Canwest’s newspaper division will emerge from bankruptcy with the major debt holders paid off, new owners and a new lease on life.

That’s great news. Relieved of the debt that dragged Canwest into oblivion, the money-making newspaper division will have a chance to carry on. Even better news comes in the early words of Paul Godfrey, who will head the new company. He has said that all pension obligations and the like are intact, that all full-time employees have jobs, and so do “substantially all” of part-timers.

All this is great news for the newspapers and the people who put them together.

But I have some concerns.

One is that the money-losing National Post is going to be a continuing drain on the chain. It has rarely made money in its 10 or so years, and the general trends among newspapers (falling circulation, disrupted advertising and overwhelming competition for attention), aren’t in its favour.

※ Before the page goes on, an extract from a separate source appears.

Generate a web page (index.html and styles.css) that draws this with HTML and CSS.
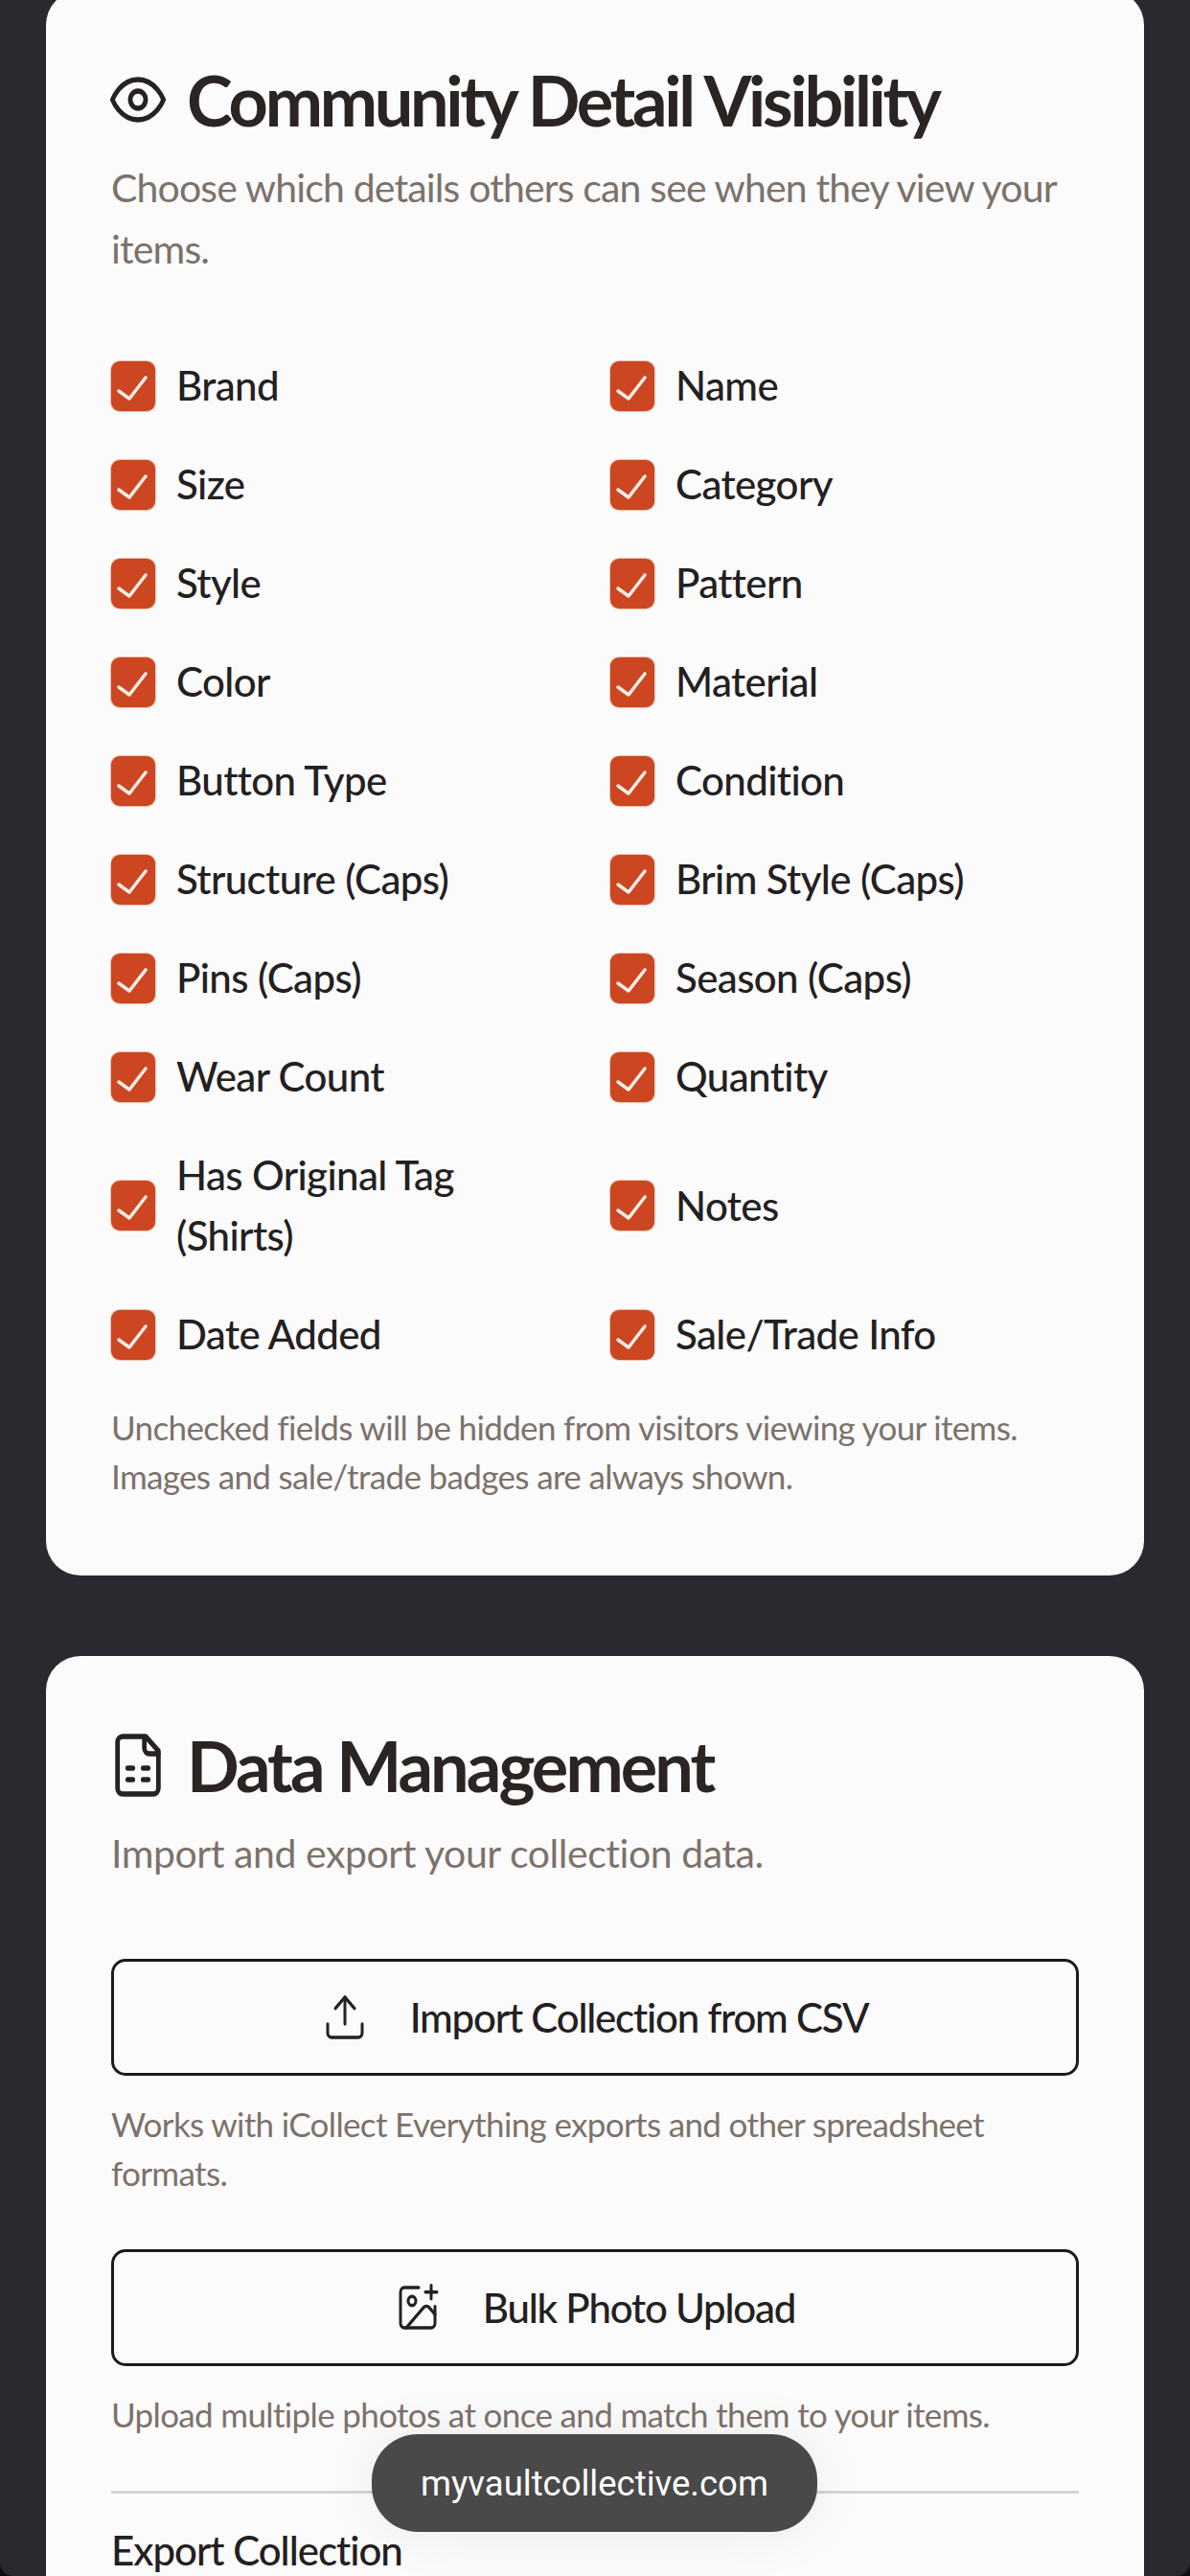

Another is the plan of the new company to go public. The health of publicly-held companies depends on keeping shareholders happy. In the newspaper biz, that’s meant focussing on quarterly results and high levels of profit. The first interferes with longer-term planning; the second is something most folks don’t think we’ll see again in most forms of mass media. It is possible, however, for the chain to focus on investor returns by concentrating on titles that generate high levels of profit (such as newspapers with local monopolies) and cutting others adrift.

Canwest’s secured creditors come out of the deal happy, because they get their money back. The new owners include some who bought Canwest debt at a deep discount (reports as as little as 30 cents on the dollar), which might make it tempting to get out with a healthy profit if there’s a successful IPO (or to get out quickly if the IPO falls flatish.

While the news is good, for now, it wouldn’t surprise me if there aren’t more ownership changes coming for some of the newspapers that make up the chain.